I love my job, love the work. There is great satisfaction to it on so many levels, and I can’t imagine doing anything else for a living. It’s the farthest thing from working a square gig. Most film people compare it to running away and joining the circus. A group of you gather temporarily and work incredibly hard to put on a show. You show up in town and everyone gets excited. It’s showbiz. Just like the circus, though, there are moments when you are in the spotlight basking in the adoration of the crowd and others when you are shoveling the elephant crap. There are times when you work in unbelievably arduous conditions. No matter the circumstances you still need to get the job done. When the conditions get particularly bad I remind myself that I could be trapped in a cubicle somewhere bored out of my skull. The image of a boss hassling me about TPS reports is enough to convince me that whatever I’m going through at the moment isn’t that bad after all.
The longest day I ever worked was on the first week of the film “The Preacher’s Wife”. I was working as an Assistant Location Manager at the time for Dana Robin. Dana is a great guy and one of the most ethical, hard working people one could ever meet. As his ALM I felt it was my responsibility to make absolutely sure every problem of his was solved. A Location Manager has serious stress to deal with; his Assistant needs to work to eliminate it. I would walk through walls to make things happen for him.
On the day in question we were shooting out in Jersey City, in the City Hall actually. I was very nervous about shooting there. When working someplace with serious egos involved even the most minor screw-up can become a major issue. Normally I would have allowed one of our location assistants to handle the prep work there on their own but here I felt obligated to be present. I was on site in the morning working with prep crews who were decorating and lighting the City Council chambers we planned to shoot in that night. My main responsibility was with the actual shooting crew, yet I had already worked eight hours when they arrived. Unfortunately I had not yet learned that Penny Marshall works some very long days. We wound up shooting all night and into the next morning. By the time the camera wrapped I had been on set working for twenty-four straight hours.
Over time I have learned to delegate better, and this was one of the times that helped teach me the lesson. By all rights I should have left right at camera wrap but I didn’t. Wrapping the set and returning everything to the state we found it in was the responsibility of one of our location assistants, let’s call him Andrew. Andrew had reported just before general crew call, so at wrap he had been there working for about sixteen hours. Though I had been there hours longer, when it was time for me to leave I could see he was on the verge of collapse. I had no confidence that he could complete his work so I elected to stay behind and work with him.

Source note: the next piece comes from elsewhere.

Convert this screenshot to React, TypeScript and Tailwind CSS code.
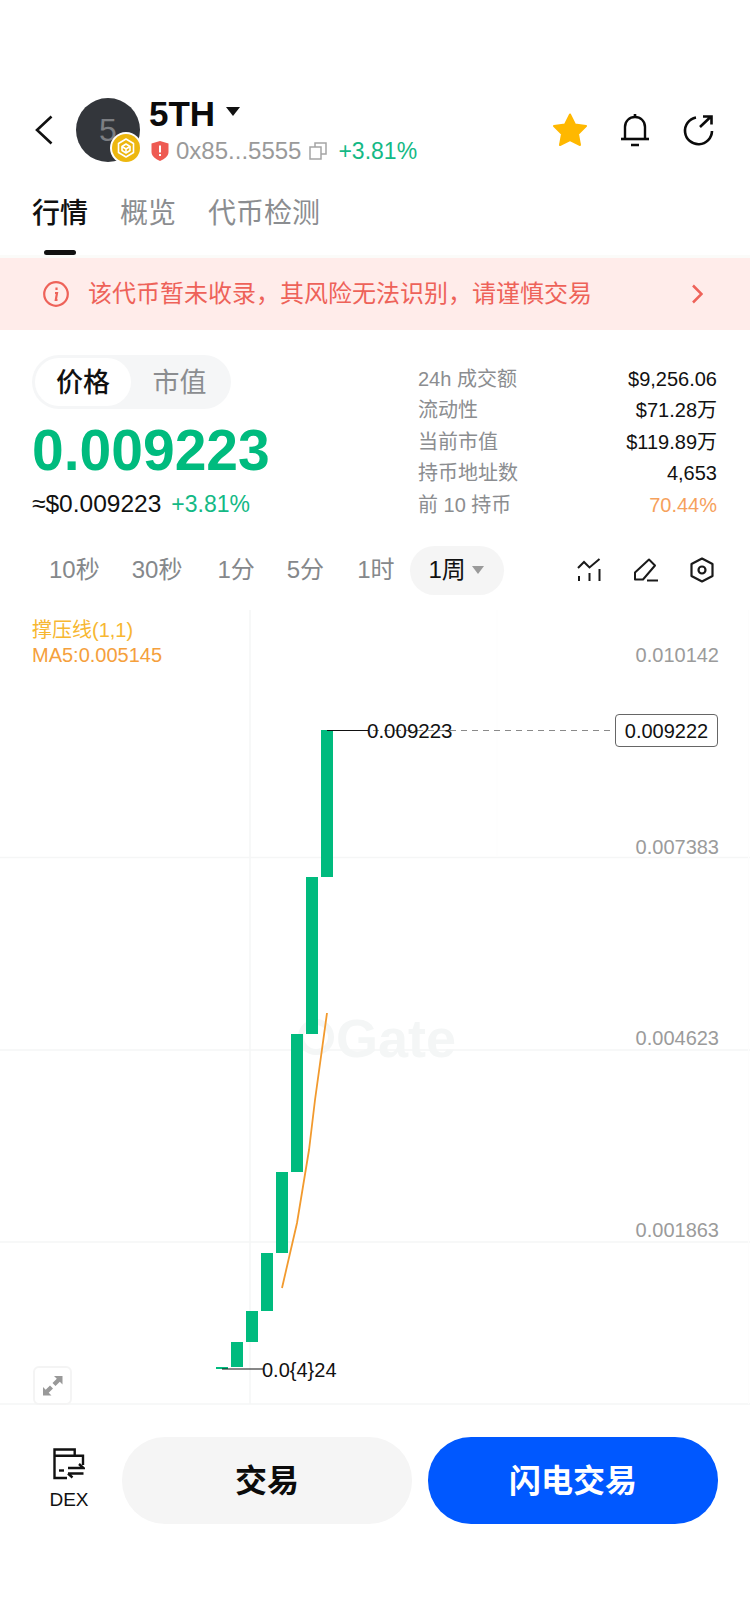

I hated the idea of being there a minute longer but there was no way I could go home fearing that the job would not get done properly. We had a few hours work left supervising the wrap crews, making sure all our work was restored and the place was cleaned up nicely. We made it through two hours and were near the end. The rest of the crew was gone; it was just the two of us left on City Hall on a Saturday morning. All that needed done was the breakdown of our holding area. We had to fold and stack a hundred or so chairs and a dozen ten-foot folding tables. A pile of garbage bags had to be taken out and our work was done. With the finish line in sight Andrew fell apart.
“Sam, I can’t do this. I need to leave.” He was clearly burnt.

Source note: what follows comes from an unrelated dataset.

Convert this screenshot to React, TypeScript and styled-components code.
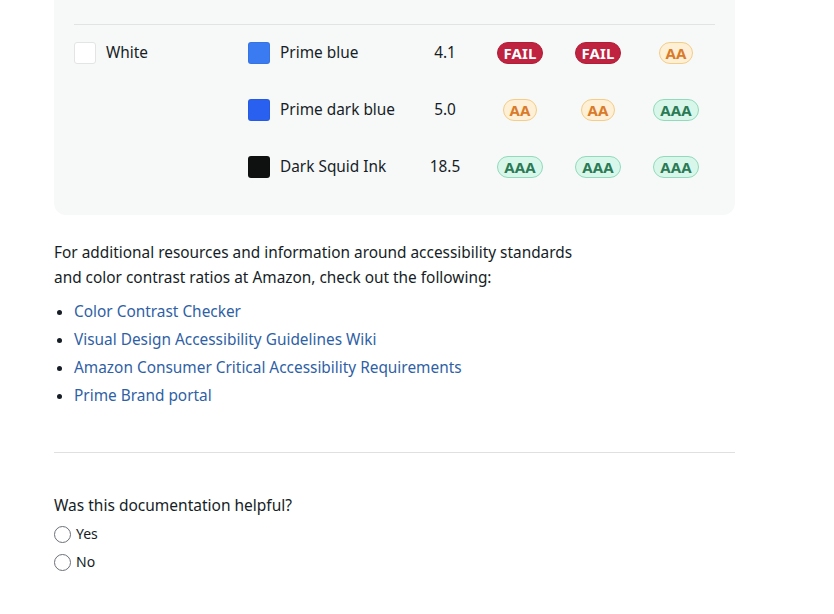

“Andrew, just stick with me man. Almost done.”
“I can’t. I just, I’m tired. I really need to leave.”
I could see that he meant it. He was losing his shit. Fuck him, though, I’d been there working just as hard for eight hours before he had arrived. I was beyond exhausted myself and was having a tough time mustering any sympathy for the guy.

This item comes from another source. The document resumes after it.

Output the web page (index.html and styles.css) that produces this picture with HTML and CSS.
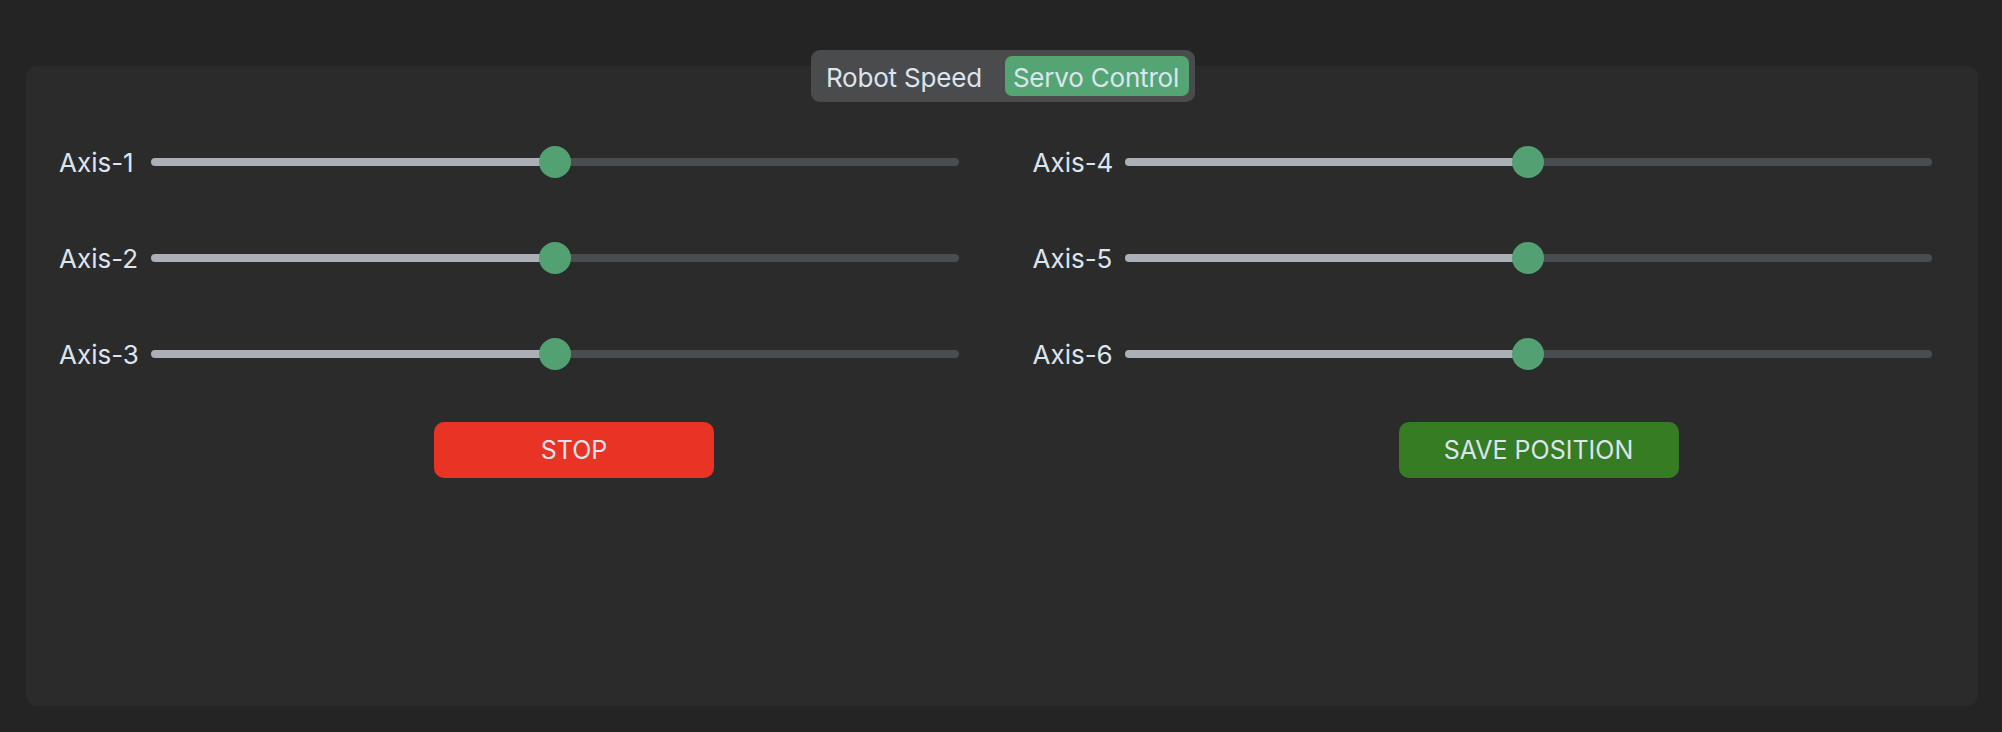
FILE: index.html
```html
<!DOCTYPE html>
<html>
<head>
<meta charset="utf-8">
<link rel="stylesheet" href="styles.css">
</head>
<body>
<div class="app">
  <div class="tabbar">
    <div class="segmented">
      <div class="seg">Robot Speed</div>
      <div class="seg seg-active">Servo Control</div>
    </div>
  </div>
  <div class="panel">
    <div class="columns">
      <div class="col">
        <div class="row"><span class="label">Axis-1</span><div class="slider"><div class="thumb" style="left:50%"></div></div></div>
        <div class="row"><span class="label">Axis-2</span><div class="slider"><div class="thumb" style="left:50%"></div></div></div>
        <div class="row"><span class="label">Axis-3</span><div class="slider"><div class="thumb" style="left:50%"></div></div></div>
        <div class="btn-row btn-row-left"><button class="btn btn-stop">STOP</button></div>
      </div>
      <div class="col">
        <div class="row"><span class="label">Axis-4</span><div class="slider"><div class="thumb" style="left:50%"></div></div></div>
        <div class="row"><span class="label">Axis-5</span><div class="slider"><div class="thumb" style="left:50%"></div></div></div>
        <div class="row"><span class="label">Axis-6</span><div class="slider"><div class="thumb" style="left:50%"></div></div></div>
        <div class="btn-row btn-row-right"><button class="btn btn-save">SAVE POSITION</button></div>
      </div>
    </div>
  </div>
</div>
</body>
</html>
```
FILE: styles.css
```css
* { box-sizing: border-box; }
html, body {
  margin: 0;
  padding: 0;
  background: #242424;
  width: 2002px;
  height: 732px;
  overflow: hidden;
  font-family: "Inter", "Roboto", "Liberation Sans", sans-serif;
  color: #dce4ee;
}
.app {
  padding: 50px 24px 26px 26px;
  height: 732px;
  display: flex;
  flex-direction: column;
}
.tabbar {
  display: flex;
  justify-content: center;
  margin-bottom: -36px;
  position: relative;
  z-index: 1;
  padding-left: 2px;
}
.segmented {
  display: flex;
  align-items: center;
  height: 52px;
  padding: 6px 6px 6px 15px;
  background: #4a4b4d;
  border-radius: 9px;
}
.seg {
  height: 40px;
  display: flex;
  align-items: center;
  font-size: 26px;
  letter-spacing: -0.2px;
  padding: 2px 8px 0 0;
  margin-right: 15px;
}
.seg-active {
  margin-right: 0;
  padding: 2px 10px 0 8px;
  background: #55a474;
  border-radius: 7px;
}
.panel {
  flex: 1;
  background: #2b2b2b;
  border-radius: 11px;
  padding: 80px 46px 0 33px;
}
.columns {
  display: grid;
  grid-template-columns: 1fr 1fr;
  column-gap: 74px;
}
.col {
  display: flex;
  flex-direction: column;
  gap: 64px;
}
.row {
  display: flex;
  align-items: center;
  height: 32px;
}
.label {
  width: 92px;
  flex: none;
  font-size: 26px;
}
.slider {
  flex: 1;
  height: 8px;
  border-radius: 4px;
  background: linear-gradient(to right, #aab0b5 0, #aab0b5 50%, #4a4d50 50%, #4a4d50 100%);
  position: relative;
}
.thumb {
  position: absolute;
  top: 50%;
  width: 32px;
  height: 32px;
  border-radius: 50%;
  background: #53a173;
  transform: translate(-50%, -50%);
}
.btn-row {
  display: flex;
  margin-top: -12px;
}
.btn-row-left { padding-left: 375px; }
.btn-row-right { padding-left: 366px; }
.btn {
  width: 280px;
  height: 56px;
  border: none;
  border-radius: 10px;
  font-family: inherit;
  font-size: 25px;
  color: #dce4ee;
  display: flex;
  align-items: center;
  justify-content: center;
  padding: 0;
}
.btn-stop { background: #e93324; }
.btn-save { background: #367c22; }
```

“Gut it out, Andrew. At least help me with the folding tables, they’re a lot easier with two people than one.” I grabbed him by the arm and tried to pull him with me but he held firm. The kid really started to fall apart. He was shaking and his voice suddenly got really high. I saw tears forming in his eyes.
“I can’t, I can’t, I just need to go home. Let me go. Let. Me. Go.”
I had enough. Screw this guy, I wasn’t asking him to do anything I wasn’t doing. I had worked much longer and harder than him and he had the nerve to lose it on me? I instinctively borrowed a trick from Patton’s playbook. That is, I bitchslapped him, hard. Gave him a backhand right in the face. Didn’t think it through, it just happened. Unfortunately it did not have the desired effect of snapping him back into reality. No, much to my chagrin he went down like he was gutshot. Fell to the floor and curled up in the fetal position wailing uncontrollably.
My first instinct was to be embarrassed. Embarrassed and worried, but I quickly looked around and saw that there were no witnesses. He was clearly a lost cause and I still had work to do. What should have taken us fifteen minutes stretched into an hour of work without a second set of hands. I had no intention of hurting the kid when I slapped him; I was just trying to help him. I felt awful when he hit the floor. Now, however, with every heavy table I dragged across the room I had an intense urge to run over and put a boot in the kids gut. How dare he punk out on me.
Probably for the best that he pulled himself off of the floor and snuck out during one of my trips to the basement with garbage bags. By the time I finished I had worked twenty-seven straight hours.
Shockingly Andrew showed up for work on Monday. I hadn’t planned on ever seeing him again. I’d have a hard time showing my face if I ever failed someone that badly. Yet there he was at the catering truck Monday morning, putting away a bowl of oatmeal.
“Andrew, what the hell are you doing here?” He grinned sheepishly.
“Well I didn’t get a call time on Friday, so I figured I’d come at call.”
“Put down the bowl and get the hell out of my sight. I hired your replacement yesterday.”
He seemed surprised. Some people just don’t get it. He since took a civil service job where he can punch in at 9 and out at 5 with a half hour lunch break. He doesn’t have to work hard or worry much. He missed out on a lot of great experiences and even more money, but some just aren’t cut out for this type of work.